1.3 – PROTEÇÃO ÀS PRÁTICAS ABUSIVAS
O objetivo principal do presente princípio é reprimir abusos em geral no mercado de
consumo, pois na maior parte das vezes os fornecedores culpam a economia, competitividade
do mercado, entre outras alegações das quais camuflam tais práticas levando o consumidor a
erro e, na maior parte das vezes acarretam prejuízos ao seu patrimônio.
Conforme os ensinamentos de Efing (2004) conceitua-se prática abusiva como:
“comportamentos, tanto na esfera contratual quanto à margem dela, que abusam da boa-fé ou
situação de inferioridade econômica ou técnica do consumidor.” Na mesma linha temos o
apontamento de Benjamin (2004): "É a desconformidade com os padrões mercadológicos de
boa conduta em relação ao consumidor”.

Assim, esta diante das práticas comerciais abusivas quando todas as condutas tendem
a ampliar a vulnerabilidade do consumidor.

II- CONSUMIDOR E FORNECEDOR UMA DIFERENCIAÇÃO NECESSÁRIA
O artigo 2º do CDC elenca o conceito de consumidor, enquanto que na doutrina será
conhecido como stricto senso ou standard, e através da reprodução ipsis litteris tem-se que:
Art. 2° Consumidor é toda pessoa física ou jurídica que adquire ou utiliza produto
ou serviço como destinatário final.
Parágrafo único. Equipara-se a consumidor a coletividade de pessoas, ainda que
indetermináveis, que haja intervindo nas relações de consumo.

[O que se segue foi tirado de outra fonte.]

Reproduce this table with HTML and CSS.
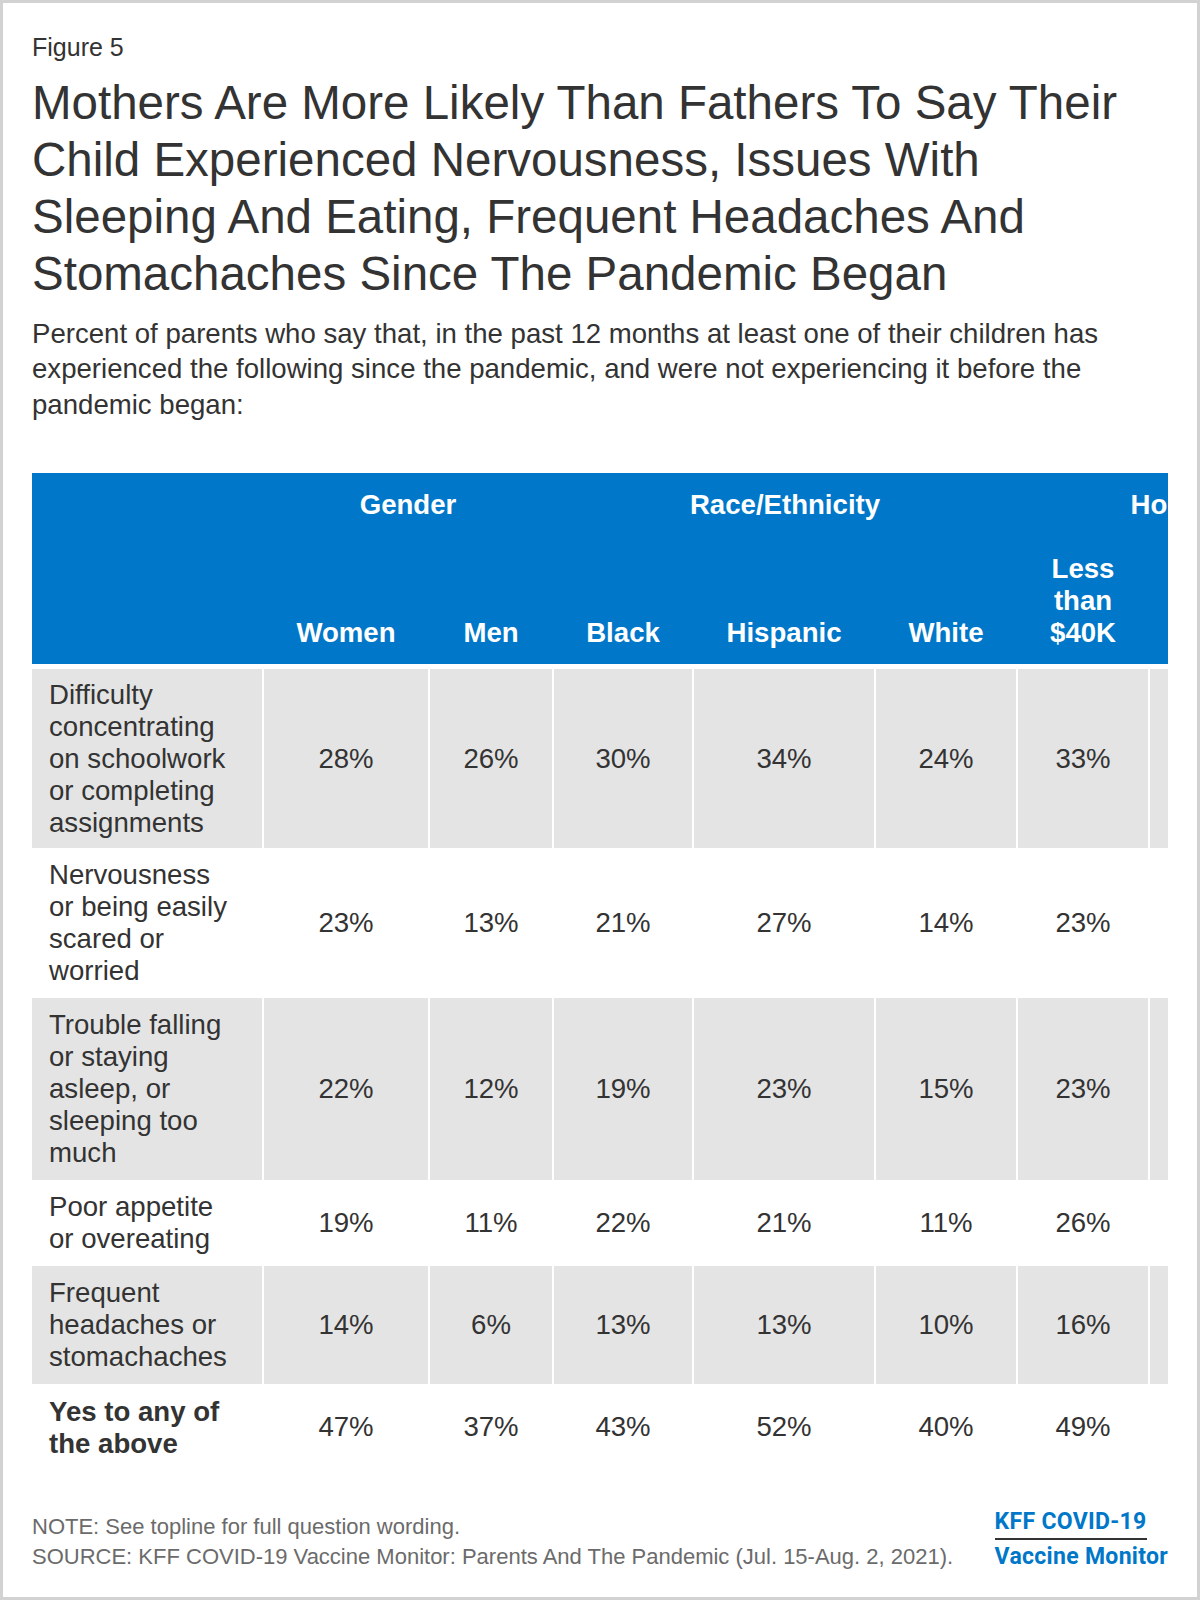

Diante da leitura do conceito fornecido pela lei, cabe dedução em relação ao elemento
teleológico da relação de consumo, pois obriga que o produto ou serviço, ao ser utilizado pelo
consumidor, seja necessariamente utilizado de maneira definitiva para satisfação de sua
necessidade própria.
Ocorre que a norma não especificou e nem trouxe clareza necessária de entendimento,
do que efetivamente, seria o conceito aberto de destinação final de um serviço ou produto,
assim, obrigou a doutrina a se posicionar, apresentando duas teorias distintas, as quais fizeram
diferenciações, ou seja, deverá ser analisada a teoria finalista/subjetiva e a
maximalista/objetiva.
Ao dissertar sobre a teoria finalista, na qual a destinação final seria dar destino fático
(retirando o produto de circulação) ou destinando-o à economia, sendo esta compreendida
como não utilização do respectivo produto ou serviço como insumo na atividade produtiva,
visando auferir lucro.
Neste sentido SILVA (2008) explicita:

Consumidor é quem adquire no mercado de consumo o produto ou serviço; aquele
em razão de quem é interrompida a cadeia de produção e circulação de certos bens e
serviços, para usufruir ele mesmo, ou terceiro a quem os ceda, das respectivas
funções – ainda que esses bens e serviços possam ser empregados, indiretamente, no
exercício de sua empresa ou profissão, isto é , ainda que venham a ser interligados,
acessoriamente, à sua atividade produtiva ou profissional, coletiva ou individual,
voltada ou não para o lucro (destinatário final fático)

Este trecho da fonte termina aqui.